Italian-American Students and Their Perspective on Ethnicity Issues: A Research Anthology

Chiara Morucci (March 13, 2012)
Editor Nancy Ziehler presents at Calandra Institute a Research Anthology on "Italian-American Students in New York City, 1975-2000." The book is based on 10 research papers on Italian-American students in the New York City area, and focuses on how Italian-American students negotiated their ethnicity in a period where issues of gender and race were very urgent in the United States.

On February 24th, at the John D.Calandra Italian-American Institute, Dean Anthony Tamburri presented the Research Anthology “Italian-American Students in New York City, 1975-2000.”

The volume was written by past and present Calandra Institute personnel and Scholars, and by Faculty members from various CUNY Colleges. “I am delighted this book is finally published. It was a long consuming project of four years and we faced lots of challenges first of all analyzing old photocopies,” Tamburri said.  

Dr Nancy Ziehler, editor of the Anthology, described the book as “a window into the past of how Italian American student negotiated his or her ethnicity during a time when issues of ethnicity, gender and race were being raced at a numerous levels and various venues across the country.”

The book is based on 10 research reports that analyze the experiences of Italian-American students in high school, undergraduate and graduate courses from 1975 to 2000 in New York City.
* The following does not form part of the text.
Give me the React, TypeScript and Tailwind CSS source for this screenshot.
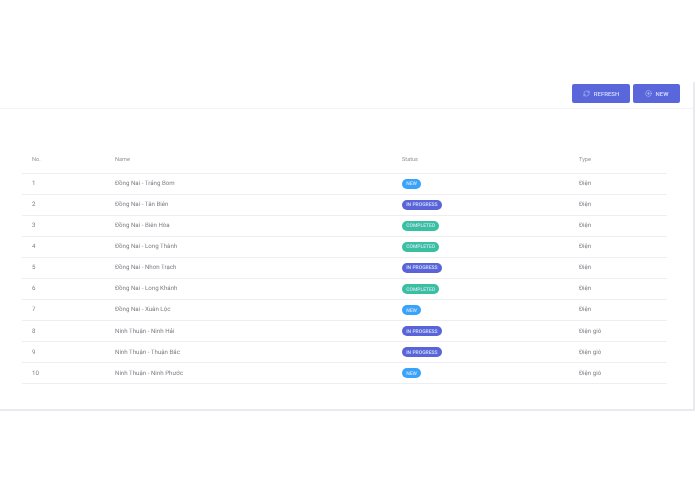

The ten chapters of the book are divided in three parts.

The first part focuses on the topic of race and ethnicity: Italian-American students expressed a need to be seen and researched as ethnic rather than racial group members.
The second part analyzes demographic and psycho-educational profiles of students enrolled in CUNY as well as it explores career variables and the family-versus-career dilemma among Italian-American female law students.
The third part is a recent investigation on the main causes of high school dropout among Italian-American teens in NYC, and on what has been done to solve the problem.

Dr Maria Grace LaRusso, Assistant for Specialized Counseling at CUNY and Holy Cross High School, underlined that ethnicity is fundamental for Italian-American students, as the reports of Krase and Fucillo underlined. In a survey of 290 students, 45.9% identified themselves as Italian, 35.2% as Italian-American, 11.3% as American Italian while only 5.2% identified themselves as Americans.

“For female and male students being ‘Italian’ is a major component of their ethnic identity” said LaRusso. 

The anthology is a must read for those who want to deepen their knowledge of Italian-American students issues. It is the first case of multicultural counseling literature that focuses on Italian-American students. It is important to underline that the John D. Calandra Institute was born as a supporting institution for student groups at CUNY fighting for Italian-American rights. These groups were born as an Italian-American version of the civil rights movement, when Italian-Americans realized that they shared many of the issues voiced by other oppressed ethnic groups.

“Italian-American Students in New York City, 1975-2000” gives an important contribution to the general discourse on ethnicity in the US, and it helps raising awareness of certain aspects and characteristics of the Italian-American culture, and of the issues faced by Italian-American students and their families, in the past and in the present.